Democratic super PAC targets 10 GOP representatives

January 31, 2013

The top Democratic super PAC focused on the House of Representatives has picked its first set of targets for the 2014 cycle, assembling a list of vulnerable lawmakers the group will seek to weaken over the next year in order to lay the groundwork for a strong midterm challenge.

House Majority PAC will run off-year political programs in the districts of 10 GOP lawmakers it hopes to knock off in 2014, a strategist for the outside group told POLITICO. That means running ads on the airwaves and online, as well as working social networks and local media in advance of the general election.

The strategy reflects the long road Democrats face to retake the House. While they have a handful of inviting takeover opportunities, they would need to win some tougher, Republican-leaning districts to net the 17 seats needed to flip control of the chamber.

That means investing in districts well in advance of the summer of 2014, when campaign and outside-group spending will escalate dramatically.

House Majority PAC’s initial targets include Minnesota Reps. Michele Bachmann and John Kline, Colorado Rep. Mike Coffman, Illinois Rep. Rodney Davis, Pennsylvania Rep. Mike Fitzpatrick, New York Rep. Michael Grimm, Nevada Rep. Joe Heck, Ohio Rep. David Joyce and Florida Rep. Steve Southerland.

Many of those members represent suburban toss-up districts – places where campaigns are expensive, but where some Democrats have been competitive in statewide elections. Several of the seats have substantial minority populations, including a sizable Hispanic presence in the Heck and Coffman districts, and a significant African-American population in the Southerland and Davis districts.

The tenth Republican on the list is California Rep. Gary Miller, whom House Majority PAC spokesman Andy Stone dubbed “the most endangered Republican incumbent in the country.”

Miller may be the closest thing to a Republican pushover on the House map. He faced likely defeat last year after his district was redrawn, but won a reprieve when California’s new top-two “jungle” primary system failed to produce a Democratic challenger for the general election. He dispatched a Republican opponent, Bob Dutton, in November.

Democratic super PACs played an influential role in 2012, but only later in the cycle as their fundraising accelerated and their political operations ramped up to full speed. This is the first campaign in which super PACs on the Democratic side will have the opportunity to play at this scale so early in the election cycle.

House Majority PAC officials said the 10-person target list will expand as the midterm cycle advances. The group spent nearly $36 million in over 50 races last year.
In a statement to POLITICO, House Majority PAC executive director Alixandria Lapp said the early rollout of a takeover list shows the group is “ready to hit the ground running to hold these Republicans accountable and communicate with swing voters about their extreme records and backward priorities.”

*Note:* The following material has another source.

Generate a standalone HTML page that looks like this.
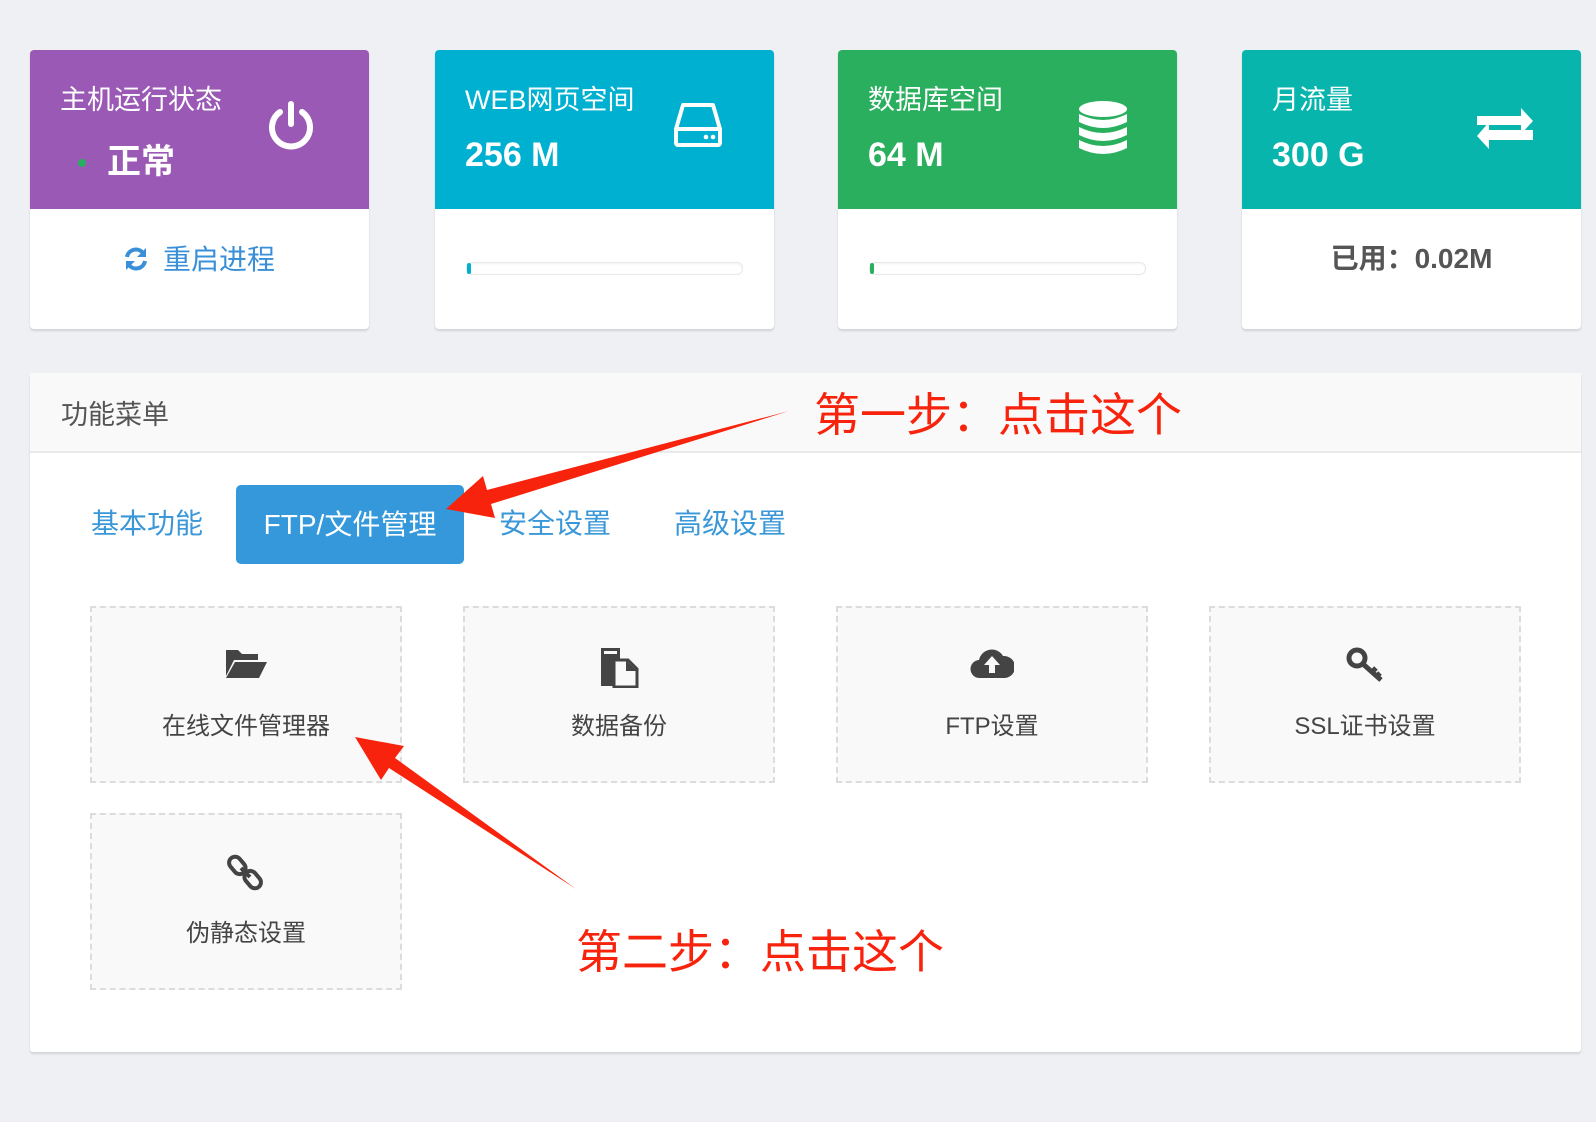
<!DOCTYPE html>
<html><head><meta charset="utf-8"><style>
*{margin:0;padding:0;box-sizing:border-box}
body{width:1596px;height:1122px;background:#eef0f4;position:relative;overflow:hidden;font-family:"Liberation Sans","Noto Sans CJK SC",sans-serif}
.a{position:absolute;white-space:nowrap}
.card{position:absolute;top:50px;width:339px;height:279px;background:#fff;border-radius:4px;box-shadow:0 2px 2px rgba(0,0,0,.12);overflow:hidden}
.top{height:159px;position:relative;color:#fff}
.t1{position:absolute;left:30px;top:28px;font-size:27px}
.t2{position:absolute;left:30px;top:86px;font-size:34px;font-weight:bold}
.bar{position:absolute;left:31px;top:212px;width:277px;height:13px;border:1px solid #e8e8e8;border-radius:6px;background:#fff;box-shadow:inset 0 1px 2px rgba(0,0,0,.05)}
.bar i{position:absolute;left:0;top:0;width:4px;height:11px;border-radius:4px}
.panel{position:absolute;left:30px;top:373px;width:1551px;height:679px;background:#fff;box-shadow:0 2px 2px rgba(0,0,0,.12);border-radius:3px}
.ph{height:80px;background:#f9f9f9;border-bottom:2px solid #eaeaea;font-size:27px;color:#555;padding:20px 31px}
.tab{position:absolute;top:484px;font-size:28px;color:#3a97d8;line-height:80px}
.tile{position:absolute;width:312px;height:177px;background:#f9f9f9;border:2px dashed #dcdcdc;text-align:center;color:#444;font-size:24px}
.tile svg{position:absolute;left:50%;top:38px;transform:translateX(-50%)}
.tile span{position:absolute;left:0;right:0;top:98px}
.red{font-size:46px;color:#f8230c}
</style></head><body>

<div class="card" style="left:30px"><div class="top" style="background:#9b59b6">
<div class="t1">主机运行状态</div>
<div style="position:absolute;left:48px;top:109px;width:8px;height:8px;border-radius:50%;background:#27ae60"></div>
<div class="t2" style="left:77px;top:84px">正常</div>
<svg style="position:absolute;left:236px;top:50px" width="50" height="54" viewBox="0 0 50 54"><path d="M14 12 A19 19 0 1 0 36 12" fill="none" stroke="#fff" stroke-width="6" stroke-linecap="round"/><line x1="25" y1="4" x2="25" y2="24" stroke="#fff" stroke-width="6" stroke-linecap="round"/></svg>
</div>
<div class="a" style="left:93px;top:188px;font-size:28px;color:#3a8fd9">
<svg width="26" height="26" viewBox="0 0 26 26" style="vertical-align:-3px;margin-right:14px"><path d="M4 11 A9 9 0 0 1 20 7" fill="none" stroke="#3a8fd9" stroke-width="4"/><path d="M23 2 L23 11 L14 11Z" fill="#3a8fd9"/><path d="M22 15 A9 9 0 0 1 6 19" fill="none" stroke="#3a8fd9" stroke-width="4"/><path d="M3 24 L3 15 L12 15Z" fill="#3a8fd9"/></svg>重启进程</div>
</div>

<div class="card" style="left:435px"><div class="top" style="background:#00b0d1">
<div class="t1">WEB网页空间</div><div class="t2">256 M</div>
<svg style="position:absolute;left:238px;top:52px" width="50" height="46" viewBox="0 0 50 46"><path d="M10 3 H40 L47 27 V41 a2 2 0 0 1 -2 2 H5 a2 2 0 0 1 -2 -2 V27Z M3 27 H47" fill="none" stroke="#fff" stroke-width="4" stroke-linejoin="round"/><circle cx="33" cy="35" r="2.3" fill="#fff"/><circle cx="40" cy="35" r="2.3" fill="#fff"/></svg>
</div><div class="bar"><i style="background:#00b0d1"></i></div></div>

<div class="card" style="left:838px"><div class="top" style="background:#2aaf5e">
<div class="t1">数据库空间</div><div class="t2">64 M</div>
<svg style="position:absolute;left:240px;top:50px" width="50" height="58" viewBox="0 0 50 58"><ellipse cx="25" cy="9" rx="24" ry="8" fill="#fff"/><path d="M1 14 Q25 26 49 14 V22 Q25 34 1 22Z M1 27 Q25 39 49 27 V35 Q25 47 1 35Z M1 40 Q25 52 49 40 V48 Q25 60 1 48Z" fill="#fff"/></svg>
</div><div class="bar"><i style="background:#2aaf5e"></i></div></div>

<div class="card" style="left:1242px"><div class="top" style="background:#08b5ad">
<div class="t1">月流量</div><div class="t2">300 G</div>
<svg style="position:absolute;left:234px;top:56px" width="58" height="44" viewBox="0 0 58 44"><path d="M1 10 H45 V2 L57 15 L45 28 V19 H1Z" fill="#fff"/><path d="M57 24 H13 V16 L1 30 L13 43 V34 H57Z" fill="#fff"/></svg>
</div><div class="a" style="left:0;right:0;top:187px;text-align:center;font-size:28px;font-weight:bold;color:#555">已用：0.02M</div></div>

<div class="panel"><div class="ph">功能菜单</div></div>
<div class="tab" style="left:91px">基本功能</div>
<div class="a" style="left:236px;top:485px;width:228px;height:79px;background:#3498db;border-radius:5px;color:#fff;font-size:28px;text-align:center;line-height:79px">FTP/文件管理</div>
<div class="tab" style="left:499px">安全设置</div>
<div class="tab" style="left:674px">高级设置</div>

<div class="tile" style="left:90px;top:606px"><svg width="44" height="34" viewBox="0 0 44 34"><path d="M2 4 H14 L18 8 H34 V14 H10 L2 30Z" fill="#444"/><path d="M11 16 H43 L35 32 H2Z" fill="#444"/></svg><span>在线文件管理器</span></div>
<div class="tile" style="left:463px;top:606px"><svg width="42" height="42" viewBox="0 0 42 42"><path d="M3 2 H22 V40 H3Z" fill="#444"/><rect x="6" y="5" width="13" height="3" fill="#f9f9f9"/><path d="M16 14 H30 L39 23 V41 H16Z" fill="#f9f9f9" stroke="#444" stroke-width="3"/><path d="M28 14 V25 H39Z" fill="#444"/></svg><span>数据备份</span></div>
<div class="tile" style="left:836px;top:606px"><svg width="44" height="34" viewBox="0 0 44 34"><path d="M10 32 A9 9 0 0 1 9 14 A13 13 0 0 1 33 10 A11 11 0 0 1 35 32Z" fill="#444"/><path d="M22 10 L30 19 H25 V27 H19 V19 H14Z" fill="#f9f9f9"/></svg><span>FTP设置</span></div>
<div class="tile" style="left:1209px;top:606px"><svg width="40" height="38" viewBox="0 0 40 38"><circle cx="12" cy="12" r="8" fill="none" stroke="#444" stroke-width="5"/><path d="M18 18 L36 34 M26 27 L31 22 M31 31 L35 27" stroke="#444" stroke-width="5" fill="none"/></svg><span>SSL证书设置</span></div>
<div class="tile" style="left:90px;top:813px"><svg width="40" height="40" viewBox="0 0 40 40"><rect x="5" y="3" width="12" height="19" rx="6" transform="rotate(-40 11 12)" fill="none" stroke="#444" stroke-width="4"/><rect x="21" y="17" width="12" height="19" rx="6" transform="rotate(-40 27 27)" fill="none" stroke="#444" stroke-width="4"/><path d="M15 15 L24 24" stroke="#444" stroke-width="4"/></svg><span>伪静态设置</span></div>

<svg class="a" style="left:0;top:0" width="1596" height="1122"><polygon points="789,411 487,490 483,476 446,509 495,518 491,504" fill="#f8230c"/><polygon points="576,889 389,768 381,780 355,737 404,746 395,758" fill="#f8230c"/></svg>
<div class="a red" style="left:814px;top:379px">第一步：点击这个</div>
<div class="a red" style="left:576px;top:916px">第二步：点击这个</div>
</body></html>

“Whether it’s supporting the end of Medicare as we know it, backing tax cuts for the wealthy, working to roll back the clock on women’s rights or opposing stem cell research, these Republicans are simply out of step with the districts they represent. House Majority PAC will work to ensure voters know the truth,” she said.

Republicans, too, have begun to broadcast their plans for the 2014 House battle. While the GOP already has a solid majority in the House, the National Republican Congressional Committee has signaled it believes there’s still room to grow.

In a memo earlier this month, NRCC executive director Liesl Hickey identified Arizona Reps. Ann Kirkpatrick and Ron Barber, Georgia Rep. John Barrow, Minnesota Rep. Collin Peterson, North Carolina Rep. Mike McIntyre, Utah Rep. Jim Matheson and West Virginia Rep. Nick Rahall as beatable Democrats.

Those are largely seats Republicans have tried hard to win in the past, but where moderate Democrats have beat the odds in recent cycles.

“Our efforts will begin with seven districts that are currently held by Democrats that have voted Republican in all three of the last presidential elections,” Hickey wrote. “These Democrats all share something in common: They do not fit their districts.”

Republican outside groups have not yet detailed whether – or where – they will work to undercut Democratic incumbents in the run-up to the midterm campaign.